● **Short problem**: Reproduce the listing exactly and skip over any pictures.

● **Working data**:
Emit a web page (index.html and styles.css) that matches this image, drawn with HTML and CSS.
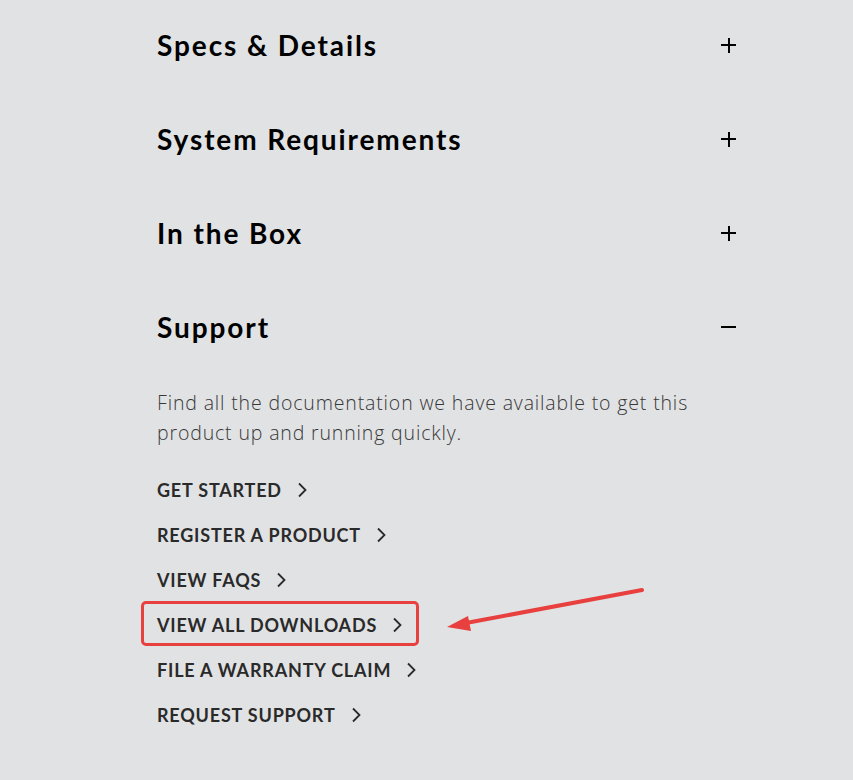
FILE: index.html
```
<!DOCTYPE html>
<html lang="en">
<head>
<meta charset="utf-8">
<link rel="stylesheet" href="styles.css">
</head>
<body>
<main class="panel">
  <section class="acc">
    <div class="acc-head"><h2>Specs &amp; Details</h2><span class="toggle plus"></span></div>
  </section>
  <section class="acc">
    <div class="acc-head"><h2>System Requirements</h2><span class="toggle plus"></span></div>
  </section>
  <section class="acc">
    <div class="acc-head"><h2>In the Box</h2><span class="toggle plus"></span></div>
  </section>
  <section class="acc open">
    <div class="acc-head"><h2>Support</h2><span class="toggle minus"></span></div>
    <div class="acc-body">
      <p class="intro">Find all the documentation we have available to get this product up and running quickly.</p>
      <ul class="links">
        <li><a class="link">GET STARTED<svg class="chev" viewBox="0 0 10 16"><path d="M1.5 1.5 L8 8 L1.5 14.5"/></svg></a></li>
        <li><a class="link">REGISTER A PRODUCT<svg class="chev" viewBox="0 0 10 16"><path d="M1.5 1.5 L8 8 L1.5 14.5"/></svg></a></li>
        <li><a class="link">VIEW FAQS<svg class="chev" viewBox="0 0 10 16"><path d="M1.5 1.5 L8 8 L1.5 14.5"/></svg></a></li>
        <li class="highlighted"><a class="link">VIEW ALL DOWNLOADS<svg class="chev" viewBox="0 0 10 16"><path d="M1.5 1.5 L8 8 L1.5 14.5"/></svg></a>
          <svg class="arrow" viewBox="0 0 210 50"><path class="shaft" d="M200 4 L24 37"/><path class="head" d="M5 41 L26 30 L29 45 Z"/></svg>
        </li>
        <li><a class="link">FILE A WARRANTY CLAIM<svg class="chev" viewBox="0 0 10 16"><path d="M1.5 1.5 L8 8 L1.5 14.5"/></svg></a></li>
        <li><a class="link">REQUEST SUPPORT<svg class="chev" viewBox="0 0 10 16"><path d="M1.5 1.5 L8 8 L1.5 14.5"/></svg></a></li>
      </ul>
    </div>
  </section>
</main>
</body>
</html>
```
FILE: styles.css
```
html, body {
  margin: 0;
  padding: 0;
  background: #e1e2e4;
}
body {
  font-family: Lato, "Noto Sans", sans-serif;
  color: #000;
  height: 780px;
  overflow: hidden;
}
.panel {
  width: 580px;
  margin-left: 157px;
  margin-top: -2px;
  display: flex;
  flex-direction: column;
}
.acc-head {
  height: 94px;
  display: flex;
  align-items: center;
  justify-content: space-between;
}
.acc-head h2 {
  margin: 0;
  font-size: 28px;
  font-weight: 700;
  letter-spacing: 1.9px;
  line-height: 1;
}
.toggle {
  position: relative;
  width: 15px;
  height: 15px;
  margin-right: 1px;
}
.toggle::before, .plus::after {
  content: "";
  position: absolute;
  background: #000;
}
.toggle::before {
  left: 0;
  top: 6.5px;
  width: 15px;
  height: 2px;
}
.plus::after {
  left: 6.5px;
  top: 0;
  width: 2px;
  height: 15px;
}
.acc-body {
  padding-top: 14px;
}
.intro {
  margin: 0;
  font-family: "Open Sans", Lato, sans-serif;
  font-size: 19.5px;
  font-weight: 300;
  line-height: 30px;
  letter-spacing: 0.85px;
  color: #383838;
  width: 565px;
}
.links {
  list-style: none;
  margin: 19px 0 0;
  padding: 0;
}
.links li {
  height: 45px;
  display: flex;
  align-items: center;
  position: relative;
}
.link {
  display: inline-flex;
  align-items: center;
  gap: 15px;
  font-size: 18px;
  font-weight: 700;
  color: #2a2a2a;
  letter-spacing: 0.8px;
}
.chev {
  width: 11px;
  height: 16px;
}
.chev path {
  fill: none;
  stroke: #2a2a2a;
  stroke-width: 1.8;
}
.highlighted::before {
  content: "";
  position: absolute;
  box-sizing: border-box;
  left: -16px;
  top: -1px;
  width: 278px;
  height: 45px;
  border: 3px solid #e8403f;
  border-radius: 5px;
}
.arrow {
  position: absolute;
  left: 285px;
  top: -16px;
  width: 210px;
  height: 50px;
  overflow: visible;
}
.arrow .shaft {
  stroke: #e8403f;
  stroke-width: 4;
  stroke-linecap: round;
}
.arrow .head {
  fill: #e8403f;
}
```
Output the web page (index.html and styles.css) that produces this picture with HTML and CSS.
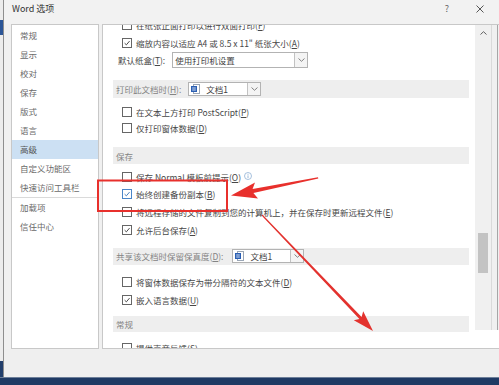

● **The output**:
Emit a web page (index.html and styles.css) that matches this image, drawn with HTML and CSS.
FILE: index.html
```
<!DOCTYPE html>
<html lang="en">
<head>
<meta charset="utf-8">
<link rel="stylesheet" href="styles.css">
</head>
<body>
<main class="panel">
  <section class="acc">
    <div class="acc-head"><h2>Specs &amp; Details</h2><span class="toggle plus"></span></div>
  </section>
  <section class="acc">
    <div class="acc-head"><h2>System Requirements</h2><span class="toggle plus"></span></div>
  </section>
  <section class="acc">
    <div class="acc-head"><h2>In the Box</h2><span class="toggle plus"></span></div>
  </section>
  <section class="acc open">
    <div class="acc-head"><h2>Support</h2><span class="toggle minus"></span></div>
    <div class="acc-body">
      <p class="intro">Find all the documentation we have available to get this product up and running quickly.</p>
      <ul class="links">
        <li><a class="link">GET STARTED<svg class="chev" viewBox="0 0 10 16"><path d="M1.5 1.5 L8 8 L1.5 14.5"/></svg></a></li>
        <li><a class="link">REGISTER A PRODUCT<svg class="chev" viewBox="0 0 10 16"><path d="M1.5 1.5 L8 8 L1.5 14.5"/></svg></a></li>
        <li><a class="link">VIEW FAQS<svg class="chev" viewBox="0 0 10 16"><path d="M1.5 1.5 L8 8 L1.5 14.5"/></svg></a></li>
        <li class="highlighted"><a class="link">VIEW ALL DOWNLOADS<svg class="chev" viewBox="0 0 10 16"><path d="M1.5 1.5 L8 8 L1.5 14.5"/></svg></a>
          <svg class="arrow" viewBox="0 0 210 50"><path class="shaft" d="M200 4 L24 37"/><path class="head" d="M5 41 L26 30 L29 45 Z"/></svg>
        </li>
        <li><a class="link">FILE A WARRANTY CLAIM<svg class="chev" viewBox="0 0 10 16"><path d="M1.5 1.5 L8 8 L1.5 14.5"/></svg></a></li>
        <li><a class="link">REQUEST SUPPORT<svg class="chev" viewBox="0 0 10 16"><path d="M1.5 1.5 L8 8 L1.5 14.5"/></svg></a></li>
      </ul>
    </div>
  </section>
</main>
</body>
</html>
```
FILE: styles.css
```
html, body {
  margin: 0;
  padding: 0;
  background: #e1e2e4;
}
body {
  font-family: Lato, "Noto Sans", sans-serif;
  color: #000;
  height: 780px;
  overflow: hidden;
}
.panel {
  width: 580px;
  margin-left: 157px;
  margin-top: -2px;
  display: flex;
  flex-direction: column;
}
.acc-head {
  height: 94px;
  display: flex;
  align-items: center;
  justify-content: space-between;
}
.acc-head h2 {
  margin: 0;
  font-size: 28px;
  font-weight: 700;
  letter-spacing: 1.9px;
  line-height: 1;
}
.toggle {
  position: relative;
  width: 15px;
  height: 15px;
  margin-right: 1px;
}
.toggle::before, .plus::after {
  content: "";
  position: absolute;
  background: #000;
}
.toggle::before {
  left: 0;
  top: 6.5px;
  width: 15px;
  height: 2px;
}
.plus::after {
  left: 6.5px;
  top: 0;
  width: 2px;
  height: 15px;
}
.acc-body {
  padding-top: 14px;
}
.intro {
  margin: 0;
  font-family: "Open Sans", Lato, sans-serif;
  font-size: 19.5px;
  font-weight: 300;
  line-height: 30px;
  letter-spacing: 0.85px;
  color: #383838;
  width: 565px;
}
.links {
  list-style: none;
  margin: 19px 0 0;
  padding: 0;
}
.links li {
  height: 45px;
  display: flex;
  align-items: center;
  position: relative;
}
.link {
  display: inline-flex;
  align-items: center;
  gap: 15px;
  font-size: 18px;
  font-weight: 700;
  color: #2a2a2a;
  letter-spacing: 0.8px;
}
.chev {
  width: 11px;
  height: 16px;
}
.chev path {
  fill: none;
  stroke: #2a2a2a;
  stroke-width: 1.8;
}
.highlighted::before {
  content: "";
  position: absolute;
  box-sizing: border-box;
  left: -16px;
  top: -1px;
  width: 278px;
  height: 45px;
  border: 3px solid #e8403f;
  border-radius: 5px;
}
.arrow {
  position: absolute;
  left: 285px;
  top: -16px;
  width: 210px;
  height: 50px;
  overflow: visible;
}
.arrow .shaft {
  stroke: #e8403f;
  stroke-width: 4;
  stroke-linecap: round;
}
.arrow .head {
  fill: #e8403f;
}
```
Output the web page (index.html and styles.css) that produces this picture with HTML and CSS.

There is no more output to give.